[start of Stored data]

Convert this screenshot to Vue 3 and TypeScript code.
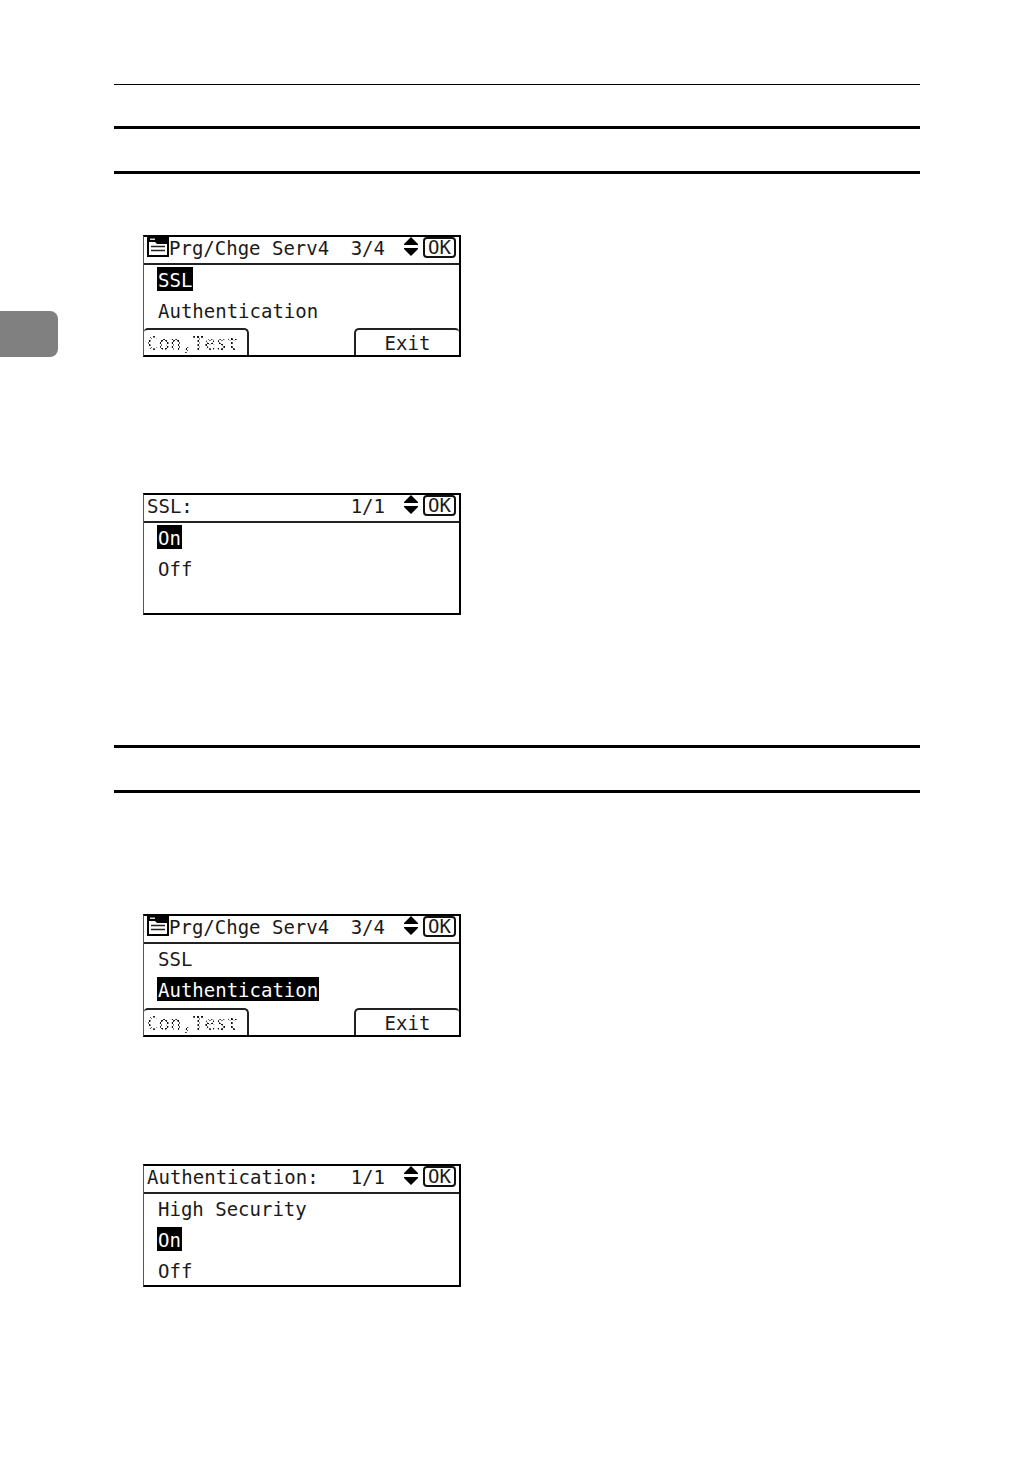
<script setup lang="ts">
interface Screen {
  title: string
  icon: boolean
  page: string
  items: string[]
  selected: number
  softKeys: boolean
}

interface Section {
  name: string
  screens: Screen[]
}

const sections: Section[] = [
  {
    name: 'ssl',
    screens: [
      { title: 'Prg/Chge Serv4', icon: true, page: '3/4', items: ['SSL', 'Authentication'], selected: 0, softKeys: true },
      { title: 'SSL:', icon: false, page: '1/1', items: ['On', 'Off'], selected: 0, softKeys: false },
    ],
  },
  {
    name: 'authentication',
    screens: [
      { title: 'Prg/Chge Serv4', icon: true, page: '3/4', items: ['SSL', 'Authentication'], selected: 1, softKeys: true },
      { title: 'Authentication:', icon: false, page: '1/1', items: ['High Security', 'On', 'Off'], selected: 1, softKeys: false },
    ],
  },
]
</script>

<template>
  <div class="page">
    <aside class="margin"><div class="thumb"></div></aside>
    <main class="content">
      <div class="top-rule"></div>
      <section v-for="section in sections" :key="section.name" class="section" :class="section.name">
        <div class="heading"></div>
        <div class="screens">
          <div v-for="(screen, n) in section.screens" :key="n" class="lcd">
            <header class="bar">
              <svg v-if="screen.icon" class="menu-icon" width="22" height="20" viewBox="0 0 22 20">
                <path d="M0 0H22V20H0Z" fill="#000" />
                <path d="M3 1.5H8V3H3Z" fill="#ddd" />
                <path d="M2 5H8L10 7H20V18H2Z" fill="#fff" />
                <path d="M4 9.5H18M4 13.5H18" stroke="#222" stroke-width="1.5" />
              </svg>
              <span class="title">{{ screen.title }}</span>
              <span class="count">{{ screen.page }}</span>
              <svg class="arrows" width="14" height="19" viewBox="0 0 14 19">
                <path d="M7 0L14 7V8H0V7Z M0 11H14V12L7 19L0 12Z" fill="#000" />
              </svg>
              <button type="button" class="ok">OK</button>
            </header>
            <div class="items">
              <button
                v-for="(item, i) in screen.items"
                :key="item"
                type="button"
                class="item"
                :class="{ selected: i === screen.selected }"
              >{{ item }}</button>
            </div>
            <footer v-if="screen.softKeys" class="soft-keys">
              <button type="button" class="key left" disabled><span class="dotted">Con,Test</span></button>
              <button type="button" class="key right">Exit</button>
            </footer>
          </div>
        </div>
      </section>
    </main>
  </div>
</template>

<style>
body {
  margin: 0;
  background: #fff;
}
</style>

<style scoped>
.page {
  display: grid;
  grid-template-columns: 114px minmax(0, 1fr) 112px;
  color: #1a1a1a;
  font-family: "DejaVu Sans Mono", "Liberation Mono", monospace;
  font-size: 19px;
  line-height: 22px;
}

.page * {
  box-sizing: border-box;
}

.thumb {
  width: 58px;
  height: 46px;
  margin-top: 311px;
  border-radius: 0 8px 8px 0;
  background: #808080;
}

.content {
  padding-top: 84px;
}

.top-rule {
  height: 1px;
  margin-bottom: 41px;
  background: #000;
}

.heading {
  height: 48px;
  border-top: 3px solid #000;
  border-bottom: 3px solid #000;
}

.screens {
  display: flex;
  flex-direction: column;
  align-items: flex-start;
  padding-left: 29px;
}

.ssl .screens {
  gap: 136px;
  padding-top: 61px;
  padding-bottom: 130px;
}

.authentication .screens {
  gap: 127px;
  padding-top: 121px;
}

.lcd {
  display: flex;
  flex-direction: column;
  width: 318px;
  height: 122px;
  border: 2px solid #000;
  border-left: 1px solid #555;
}

.authentication .lcd {
  height: 123px;
}

.bar {
  display: flex;
  align-items: flex-start;
  height: 28px;
  padding: 0 3px;
  border-bottom: 2px solid #222;
}

.menu-icon {
  flex: none;
}

.title {
  flex: 1;
  white-space: pre;
}

.count {
  margin-right: 19px;
}

.arrows {
  flex: none;
  margin-right: 5px;
}

button {
  display: block;
  margin: 0;
  padding: 0;
  border: 0;
  background: none;
  color: inherit;
  font: inherit;
}

.ok {
  width: 33px;
  height: 21px;
  border: 2px solid #111;
  border-radius: 4px;
  line-height: 17px;
}

.items {
  display: flex;
  flex: 1;
  flex-direction: column;
  align-items: flex-start;
  gap: 7px;
  min-height: 0;
  padding: 2px 0 0 13px;
}

.item {
  height: 24px;
  padding: 2px 1px 0;
  white-space: pre;
}

.selected {
  background: #000;
  color: #fff;
}

.soft-keys {
  display: flex;
  justify-content: space-between;
}

.key {
  width: 105px;
  height: 27px;
  border-top: 2px solid #222;
}

.left {
  padding-left: 3px;
  border-right: 2px solid #222;
  border-radius: 4px 5px 0 0;
  text-align: left;
}

.right {
  border-left: 2px solid #222;
  border-radius: 5px 4px 0 0;
}

.dotted {
  color: #111;
  -webkit-mask-image: conic-gradient(#000 25%, transparent 0 50%, #000 0 75%, transparent 0);
  mask-image: conic-gradient(#000 25%, transparent 0 50%, #000 0 75%, transparent 0);
  -webkit-mask-size: 4px 4px;
  mask-size: 4px 4px;
}
</style>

[end of Stored data]

Goal :: Please transcribe the material above exactly as written. Leave the pictures out.

Exercise output ::
Convert this screenshot to Vue 3 and TypeScript code.
<script setup lang="ts">
interface Screen {
  title: string
  icon: boolean
  page: string
  items: string[]
  selected: number
  softKeys: boolean
}

interface Section {
  name: string
  screens: Screen[]
}

const sections: Section[] = [
  {
    name: 'ssl',
    screens: [
      { title: 'Prg/Chge Serv4', icon: true, page: '3/4', items: ['SSL', 'Authentication'], selected: 0, softKeys: true },
      { title: 'SSL:', icon: false, page: '1/1', items: ['On', 'Off'], selected: 0, softKeys: false },
    ],
  },
  {
    name: 'authentication',
    screens: [
      { title: 'Prg/Chge Serv4', icon: true, page: '3/4', items: ['SSL', 'Authentication'], selected: 1, softKeys: true },
      { title: 'Authentication:', icon: false, page: '1/1', items: ['High Security', 'On', 'Off'], selected: 1, softKeys: false },
    ],
  },
]
</script>

<template>
  <div class="page">
    <aside class="margin"><div class="thumb"></div></aside>
    <main class="content">
      <div class="top-rule"></div>
      <section v-for="section in sections" :key="section.name" class="section" :class="section.name">
        <div class="heading"></div>
        <div class="screens">
          <div v-for="(screen, n) in section.screens" :key="n" class="lcd">
            <header class="bar">
              <svg v-if="screen.icon" class="menu-icon" width="22" height="20" viewBox="0 0 22 20">
                <path d="M0 0H22V20H0Z" fill="#000" />
                <path d="M3 1.5H8V3H3Z" fill="#ddd" />
                <path d="M2 5H8L10 7H20V18H2Z" fill="#fff" />
                <path d="M4 9.5H18M4 13.5H18" stroke="#222" stroke-width="1.5" />
              </svg>
              <span class="title">{{ screen.title }}</span>
              <span class="count">{{ screen.page }}</span>
              <svg class="arrows" width="14" height="19" viewBox="0 0 14 19">
                <path d="M7 0L14 7V8H0V7Z M0 11H14V12L7 19L0 12Z" fill="#000" />
              </svg>
              <button type="button" class="ok">OK</button>
            </header>
            <div class="items">
              <button
                v-for="(item, i) in screen.items"
                :key="item"
                type="button"
                class="item"
                :class="{ selected: i === screen.selected }"
              >{{ item }}</button>
            </div>
            <footer v-if="screen.softKeys" class="soft-keys">
              <button type="button" class="key left" disabled><span class="dotted">Con,Test</span></button>
              <button type="button" class="key right">Exit</button>
            </footer>
          </div>
        </div>
      </section>
    </main>
  </div>
</template>

<style>
body {
  margin: 0;
  background: #fff;
}
</style>

<style scoped>
.page {
  display: grid;
  grid-template-columns: 114px minmax(0, 1fr) 112px;
  color: #1a1a1a;
  font-family: "DejaVu Sans Mono", "Liberation Mono", monospace;
  font-size: 19px;
  line-height: 22px;
}

.page * {
  box-sizing: border-box;
}

.thumb {
  width: 58px;
  height: 46px;
  margin-top: 311px;
  border-radius: 0 8px 8px 0;
  background: #808080;
}

.content {
  padding-top: 84px;
}

.top-rule {
  height: 1px;
  margin-bottom: 41px;
  background: #000;
}

.heading {
  height: 48px;
  border-top: 3px solid #000;
  border-bottom: 3px solid #000;
}

.screens {
  display: flex;
  flex-direction: column;
  align-items: flex-start;
  padding-left: 29px;
}

.ssl .screens {
  gap: 136px;
  padding-top: 61px;
  padding-bottom: 130px;
}

.authentication .screens {
  gap: 127px;
  padding-top: 121px;
}

.lcd {
  display: flex;
  flex-direction: column;
  width: 318px;
  height: 122px;
  border: 2px solid #000;
  border-left: 1px solid #555;
}

.authentication .lcd {
  height: 123px;
}

.bar {
  display: flex;
  align-items: flex-start;
  height: 28px;
  padding: 0 3px;
  border-bottom: 2px solid #222;
}

.menu-icon {
  flex: none;
}

.title {
  flex: 1;
  white-space: pre;
}

.count {
  margin-right: 19px;
}

.arrows {
  flex: none;
  margin-right: 5px;
}

button {
  display: block;
  margin: 0;
  padding: 0;
  border: 0;
  background: none;
  color: inherit;
  font: inherit;
}

.ok {
  width: 33px;
  height: 21px;
  border: 2px solid #111;
  border-radius: 4px;
  line-height: 17px;
}

.items {
  display: flex;
  flex: 1;
  flex-direction: column;
  align-items: flex-start;
  gap: 7px;
  min-height: 0;
  padding: 2px 0 0 13px;
}

.item {
  height: 24px;
  padding: 2px 1px 0;
  white-space: pre;
}

.selected {
  background: #000;
  color: #fff;
}

.soft-keys {
  display: flex;
  justify-content: space-between;
}

.key {
  width: 105px;
  height: 27px;
  border-top: 2px solid #222;
}

.left {
  padding-left: 3px;
  border-right: 2px solid #222;
  border-radius: 4px 5px 0 0;
  text-align: left;
}

.right {
  border-left: 2px solid #222;
  border-radius: 5px 4px 0 0;
}

.dotted {
  color: #111;
  -webkit-mask-image: conic-gradient(#000 25%, transparent 0 50%, #000 0 75%, transparent 0);
  mask-image: conic-gradient(#000 25%, transparent 0 50%, #000 0 75%, transparent 0);
  -webkit-mask-size: 4px 4px;
  mask-size: 4px 4px;
}
</style>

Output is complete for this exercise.